French art of the le Nabi très Japonard
Lee Jay Walker
Modern Tokyo Times
The artist Pierre Bonnard is known for his love of Japanese art. Despite this, the actual cultural impact of the land of the rising sun remains open to debate outside of art. However, he wasn’t nicknamed le Nabi très Japonard (the ultra-Japanese Nabi) for nothing because Bonnard felt a certain freedom after immediately viewing this art form.
Interestingly, Bonnard was born one year before the Meiji Restoration of 1868 that altered Japan dramatically. Hence, the timing of events in Japan would ironically open new horizons for upcoming Japanese artists who would move away from ukiyo-e. Yet, for Bonnard, and other European artists, the fading power of ukiyo-e was fresh and invigorating because these artists witnessed something new.

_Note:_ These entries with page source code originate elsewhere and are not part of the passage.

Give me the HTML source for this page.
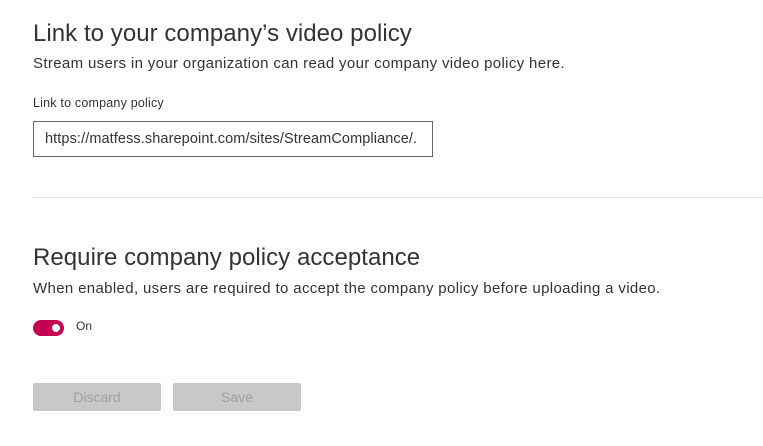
<!DOCTYPE html>
<html><head><style>
body{margin:0;width:763px;height:446px;background:#fff;font-family:"Liberation Sans",sans-serif;color:#333;position:relative;overflow:hidden}
.a{position:absolute;white-space:nowrap}
.h{font-size:24px;color:#333;letter-spacing:0.05px}
.p{font-size:15px;color:#333;letter-spacing:0.35px}
.btn{position:absolute;top:383px;width:128px;height:28px;background:#c8c8c8;border-radius:2px;color:#a0a0a0;font-size:14px;text-align:center;line-height:28px}
</style></head><body>
<div class="a h" style="left:33px;top:20px">Link to your company’s video policy</div>
<div class="a p" style="left:33px;top:55px">Stream users in your organization can read your company video policy here.</div>
<div class="a" style="left:33px;top:96px;font-size:12.5px;letter-spacing:0.2px">Link to company policy</div>
<div class="a" style="left:33px;top:121px;width:398px;height:34px;border:1px solid #666;overflow:hidden">
<div style="padding-left:11px;line-height:35px;font-size:14.5px;letter-spacing:0.1px">https://matfess.sharepoint.com/sites/StreamCompliance/.</div></div>
<div class="a" style="left:33px;top:197px;width:730px;height:1px;background:#ddd"></div>
<div class="a h" style="left:33px;top:244px">Require company policy acceptance</div>
<div class="a p" style="left:33px;top:280px">When enabled, users are required to accept the company policy before uploading a video.</div>
<div class="a" style="left:33px;top:320px;width:31px;height:16px;border-radius:8px;background:#c30052"></div>
<div class="a" style="left:52px;top:324px;width:8px;height:8px;border-radius:50%;background:#fff"></div>
<div class="a" style="left:76px;top:319px;font-size:12px">On</div>
<div class="btn" style="left:33px">Discard</div>
<div class="btn" style="left:173px">Save</div>
</body></html>
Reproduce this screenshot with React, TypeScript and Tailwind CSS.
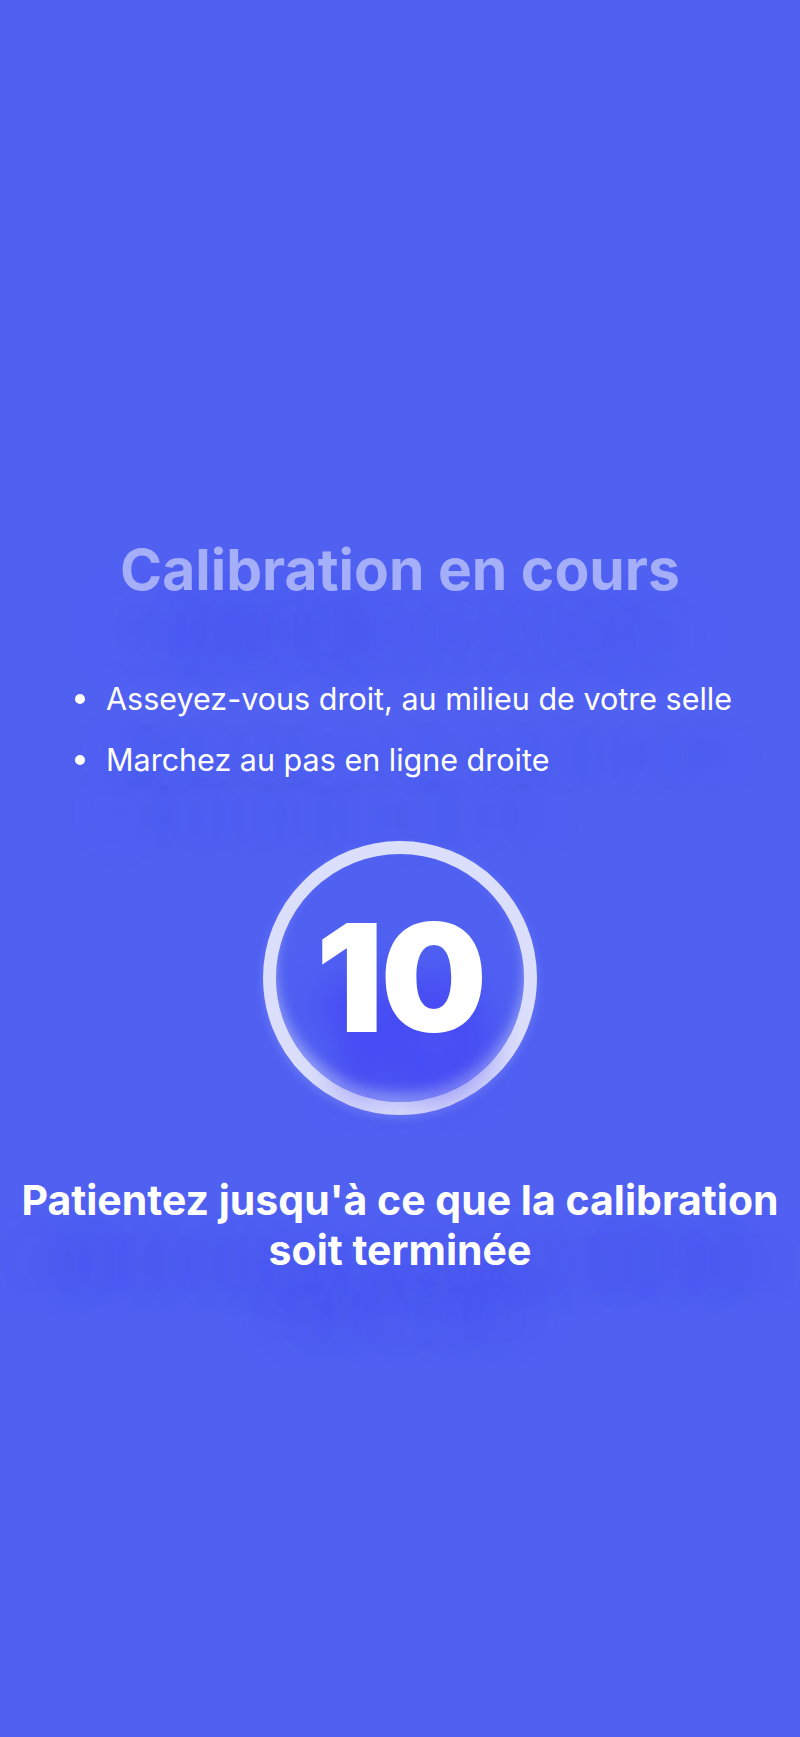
const steps = [
  "Asseyez-vous droit, au milieu de votre selle",
  "Marchez au pas en ligne droite",
];

export default function App() {
  return (
    <div
      className="flex min-h-[1737px] w-full flex-col items-center bg-[#5061f2] pt-[530px] text-white"
      style={{ fontFamily: "Inter, 'Noto Sans', sans-serif" }}
    >
      <h1 className="w-full px-6 text-center text-[57px] font-bold leading-[80px] text-[#a5aef8] [text-shadow:0_60px_60px_rgba(62,58,238,0.28)]">
        Calibration en cours
      </h1>

      <ul className="mt-[58px] w-full pl-[75px] [text-shadow:0_55px_60px_rgba(62,58,238,0.25)]">
        {steps.map((s) => (
          <li key={s} className="flex items-center gap-[21px] whitespace-nowrap text-[30.5px] leading-[61px]">
            <span className="h-2.5 w-2.5 shrink-0 rounded-full bg-white" />
            {s}
          </li>
        ))}
      </ul>

      <div className="mt-[51px] flex h-[274px] w-[274px] items-center justify-center rounded-full border-[13px] border-[#dcdffb] shadow-[inset_0_-10px_12px_rgba(220,223,251,0.45),0_4px_8px_rgba(220,223,251,0.2)]">
        <span className="text-[150px] font-black leading-none tracking-[-0.02em] [text-shadow:0_60px_40px_rgba(64,56,246,0.8)]">
          10
        </span>
      </div>

      <p className="mt-[60px] w-full px-4 text-center text-[41px] font-bold leading-[50px] [text-shadow:0_60px_60px_rgba(62,58,238,0.3)]">
        Patientez jusqu'à ce que la calibration soit terminée
      </p>
    </div>
  );
}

It is known that Bonnard’s father had hoped that he would enter the legal profession. However, for Bonnard, the world of art was his aspiration. Hence, after quitting law he soon set on the path of being an artist despite the risks involved.
The turning point for Bonnard – in relation to Japanese art – was a major exhibition of prints from the land of the rising sun that was on open display at the École des Beaux-Arts. This exhibition highlighted over one thousand Japanese ukiyo-e art pieces at a time that a fad had emerged in Paris for things related to Japan. Therefore, with his studio being known for showing the works of Hiroshige, Kunisada, Kuniyoshi, and other Japanese artists, the spirit of Japanese art became firmly entrenched within the mindset of Bonnard.
Of course, other famous artists admired Japanese art to varying degrees. This notably applies to Paul Gauguin, Vincent Van Gogh, Edgar Degas, Claude Monet, Toulouse-Lautrec, Pierre Auguste-Renoir, Camille Pissarro, Mary Cassatt – and many other artists – including James Abbot McNeill Whistler. Yet, for the young Bonnard, it is clear that his admiration was to a much higher degree during his informative years.
Overall, it is known that at a time of revolutionary change within the soul of Bonnard that the art world of Japan impacted upon him. Indeed, just like Bonnard left law school and felt new freedom at such a young age, the world of ukiyo-e also freed him because new artistic concepts entered his mind. Therefore, all the right artistic jigsaw pieces fell into place for Bonnard during his early love affair with Japanese art. Hence, Bonnard was rightly called le Nabi très Japonard!